23/12/2016 3:08 AM AEDT | Updated 23/12/2016 3:11 AM AEDT

Prince Charles Gives 'Coded Attack' Against Trump And Far-Right

Prince Charles has warned against the rise of populist groups that persecute minority faiths, something he said has “deeply disturbing echoes of the dark days of the 1930s”.

The heir to the throne was speaking on Radio 4’s ‘Thought of the Day’ segment on Thursday morning and addressed the increase of anti-refugee sentiment in Britain and the wider world.

He said: “We are now seeing the rise of many populist groups across the world that are increasingly aggressive to those who adhere to a minority faith. All of this has deeply disturbing echoes of the dark days of the 1930s.

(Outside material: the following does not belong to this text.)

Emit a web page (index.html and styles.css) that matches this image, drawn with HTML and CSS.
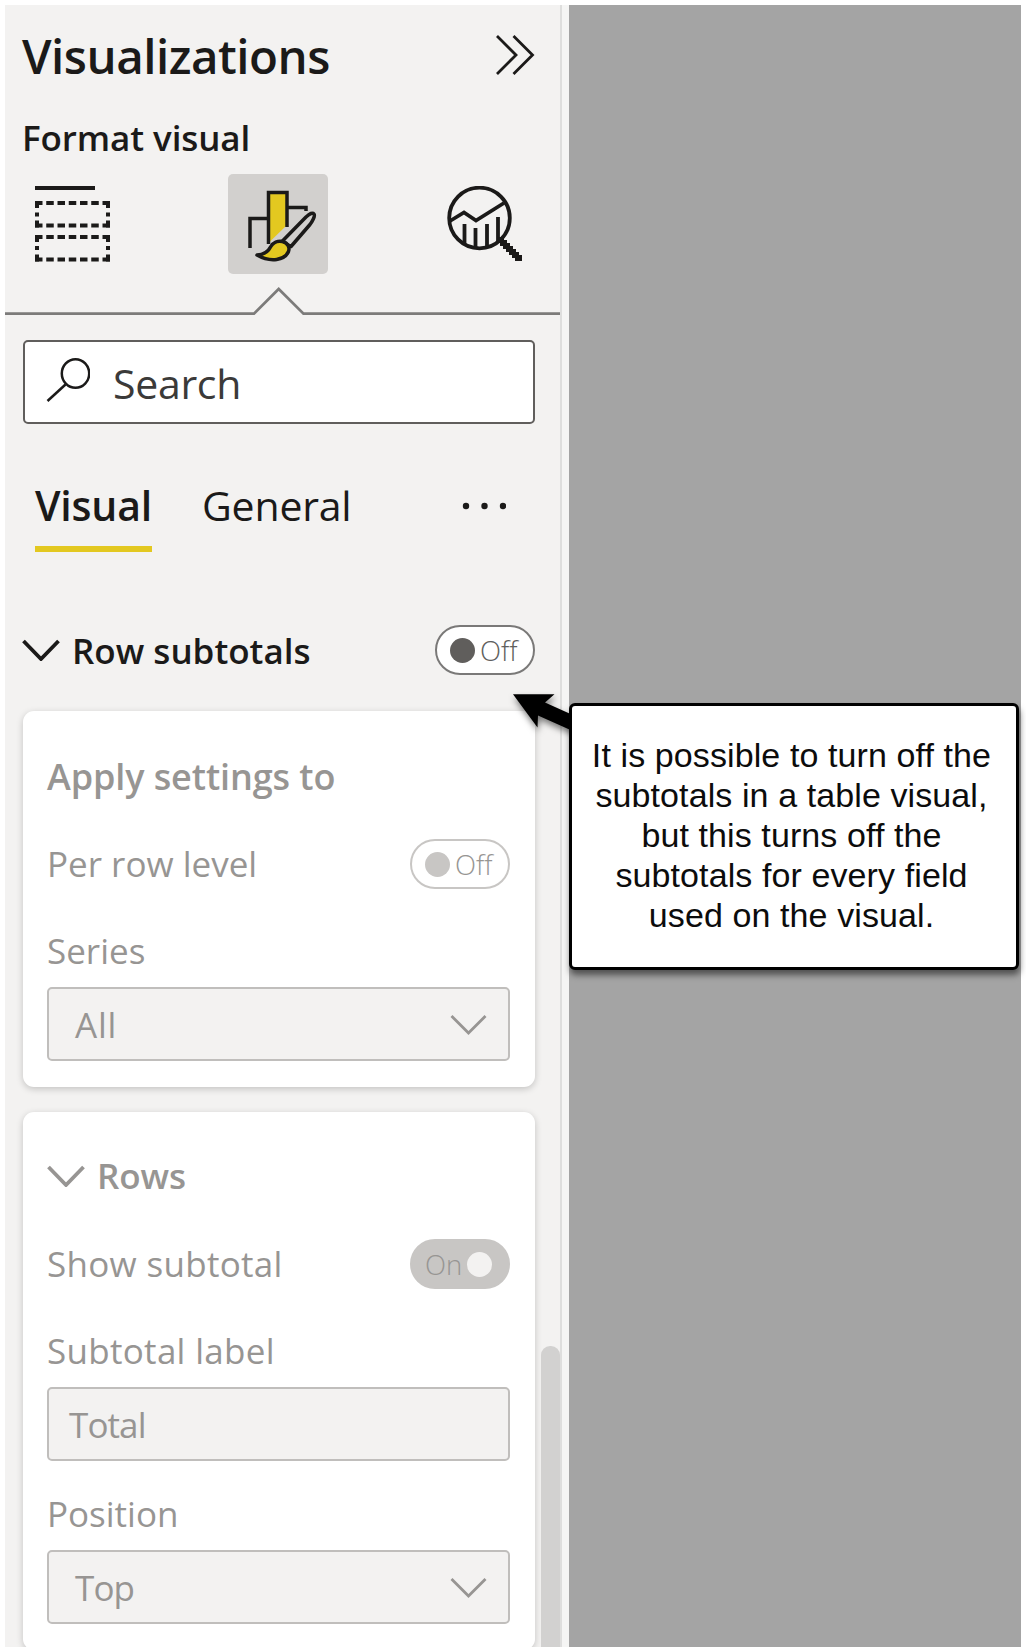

“My parents’ generation fought and died in a battle against intolerance, monstrous extremism and inhuman attempts to exterminate the Jewish population of Europe.

“That nearly 70 years later we should still be seeing such evil persecution is to me beyond all belief.

“We owe it to those who suffered and died so horribly not to repeat the horrors of the past.”

Andrew Matthews/PA Wire
The Prince of Wales pulls a Christmas cracker with Barbara Stacey during a visit to the Sue Ryder Leckhampton Court Hospice near to Cheltenham in Gloucestershire.

 Although he did not mention any politicians and groups by name, some including Deputy Editor of the Guardian, Paul Johnson, saw the speech as a veiled reference to the election of Donald Trump and the rise of far-right groups across Europe.

The Prince went on to urge people to remember the Nativity story “unfolds with the fleeing of the holy family to escape violent persecution”, saying Jesus and Muhammad would both be considered refugees today.

He added: “We might also remember that when the prophet Muhammad migrated from Mecca to Medina, he did so because he too was seeking the freedom for himself and his followers to worship.

“Whichever religious path we follow the destination is the same. To value and respect the other person, accepting their right to live out their peaceful response to the love of God.”

Charles pre-recorded his message, which was a few minutes long, on Monday at his official London home Clarence House.

Thought For The Day is featured on Today, BBC Radio 4’s flagship current affairs and news programme, and has a religious theme and reflects a wide range of faiths.

The heir to the throne delivered Thought For The Day in May 1995 to mark the 50th anniversary of VE Day and he gave the radio broadcast again in January 2000 at the start of the new millennium.